The court denied the request for an evidentiary hearing. It noted that there was no information as to what words the jurors had allegedly looked up in the dictionary and that the speculation as to the pimping activity could not have affected the actual deliberation. Even assuming that the statements in Peyton’s declaration were true, the court concluded that it did not “rise to the level of requiring an evidentiary hearing.
We review the denial of a new trial motion without an evidentiary hearing for abuse of discretion. (Bardessono v. Michels (1970) 3 Cal.3d 780, 795; People v. Duran (1996) 50 Cal.App.4th 103, 113.) “When a trial court is aware of possible juror misconduct, the court ‘must “make whatever inquiry is reasonably necessary” ’ to resolve the matter. [Citation.] It must do so, however, only when the defense comes forward with evidence that demonstrates a ‘strong possibility of prejudicial misconduct.’ [Citation.] [¶] Normally, hearsay is not sufficient to trigger the court’s duty to make further inquiries into a claim of juror misconduct. A similar claim was made in People v. Cox (1991) 53 Cal.3d 618, where the appellant had offered to submit both the unsworn statement of a juror and a defense investigator’s affidavit recounting the juror’s statement to the investigator regarding alleged juror misconduct. We found no abuse of discretion in the trial court’s denial of the new trial motion without a hearing, noting that the court was justified in according little, if any, credence to the assertions the juror would not verify.” (People v. Hayes (1999) 21 Cal.4th 1211, 1255-1256; People v. Hedgecock (1990) 51 Cal.3d 395, 415.)

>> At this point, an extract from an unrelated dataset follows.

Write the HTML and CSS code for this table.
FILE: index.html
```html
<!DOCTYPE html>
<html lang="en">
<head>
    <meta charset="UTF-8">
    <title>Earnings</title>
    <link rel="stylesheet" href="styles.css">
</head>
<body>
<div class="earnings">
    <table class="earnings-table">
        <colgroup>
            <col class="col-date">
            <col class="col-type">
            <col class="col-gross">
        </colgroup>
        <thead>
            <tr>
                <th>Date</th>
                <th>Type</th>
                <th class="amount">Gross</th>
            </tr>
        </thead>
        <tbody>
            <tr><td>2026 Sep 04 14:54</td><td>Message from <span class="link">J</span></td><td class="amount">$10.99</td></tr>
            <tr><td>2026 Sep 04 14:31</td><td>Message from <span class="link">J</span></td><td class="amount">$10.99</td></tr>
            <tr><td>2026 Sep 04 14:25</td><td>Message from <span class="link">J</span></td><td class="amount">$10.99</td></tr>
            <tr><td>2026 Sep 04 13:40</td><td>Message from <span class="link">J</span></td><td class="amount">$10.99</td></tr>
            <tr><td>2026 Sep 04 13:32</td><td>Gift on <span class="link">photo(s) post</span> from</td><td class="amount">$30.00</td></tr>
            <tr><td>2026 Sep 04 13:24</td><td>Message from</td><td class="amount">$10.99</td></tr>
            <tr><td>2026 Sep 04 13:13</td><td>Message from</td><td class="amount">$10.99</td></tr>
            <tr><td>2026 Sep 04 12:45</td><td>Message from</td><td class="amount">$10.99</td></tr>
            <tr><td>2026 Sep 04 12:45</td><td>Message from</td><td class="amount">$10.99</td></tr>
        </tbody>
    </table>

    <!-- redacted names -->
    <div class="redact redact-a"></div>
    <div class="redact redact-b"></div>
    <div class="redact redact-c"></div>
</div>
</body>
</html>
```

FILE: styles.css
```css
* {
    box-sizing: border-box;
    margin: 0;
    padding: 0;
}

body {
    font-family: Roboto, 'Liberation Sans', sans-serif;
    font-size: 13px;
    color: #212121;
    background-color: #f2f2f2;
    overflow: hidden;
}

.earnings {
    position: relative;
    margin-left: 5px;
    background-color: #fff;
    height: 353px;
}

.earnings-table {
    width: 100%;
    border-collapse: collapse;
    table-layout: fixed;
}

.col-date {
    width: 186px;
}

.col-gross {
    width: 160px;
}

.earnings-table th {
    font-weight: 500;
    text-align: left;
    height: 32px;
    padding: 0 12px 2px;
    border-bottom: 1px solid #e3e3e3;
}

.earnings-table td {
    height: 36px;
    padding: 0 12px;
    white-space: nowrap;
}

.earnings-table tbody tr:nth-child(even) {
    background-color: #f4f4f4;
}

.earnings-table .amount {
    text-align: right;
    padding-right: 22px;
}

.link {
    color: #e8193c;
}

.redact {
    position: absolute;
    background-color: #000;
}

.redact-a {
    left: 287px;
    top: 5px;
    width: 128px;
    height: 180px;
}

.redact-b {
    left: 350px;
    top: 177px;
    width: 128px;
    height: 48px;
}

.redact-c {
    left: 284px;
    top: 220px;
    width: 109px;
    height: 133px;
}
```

Here, the only evidence offered to support defendant’s claim of juror misconduct was Peyton’s hearsay declaration. None of the jurors provided statements. Moreover, any potential for prejudice arising from the possibility that the jurors speculated about the Davis and Clark statements is minimal because the issue of pimping and prostitution was already before the jury on properly admitted evidence and, as discussed above, it was only tangentially related to defendant’s guilt. As to the second proposed ground for misconduct, the investigator’s hearsay declaration failed to identify what words the jurors allegedly looked up in the dictionary; hence, even assuming there was admissible evidence that the jurors had resorted to dictionary definitions, there is no way to determine whether those definitions were of legally critical terms or, if so, whether they were defined in a way that conflicted with the court’s instructions. Because the defense’s hearsay evidence failed to demonstrate a “strong possibility of prejudicial misconduct, ” the court did not abuse its discretion when it denied the motion for a new trial without conducting an evidentiary hearing.
DISPOSITION
The judgment is affirmed.
We concur: McGuiness, P.J., Pollak, J.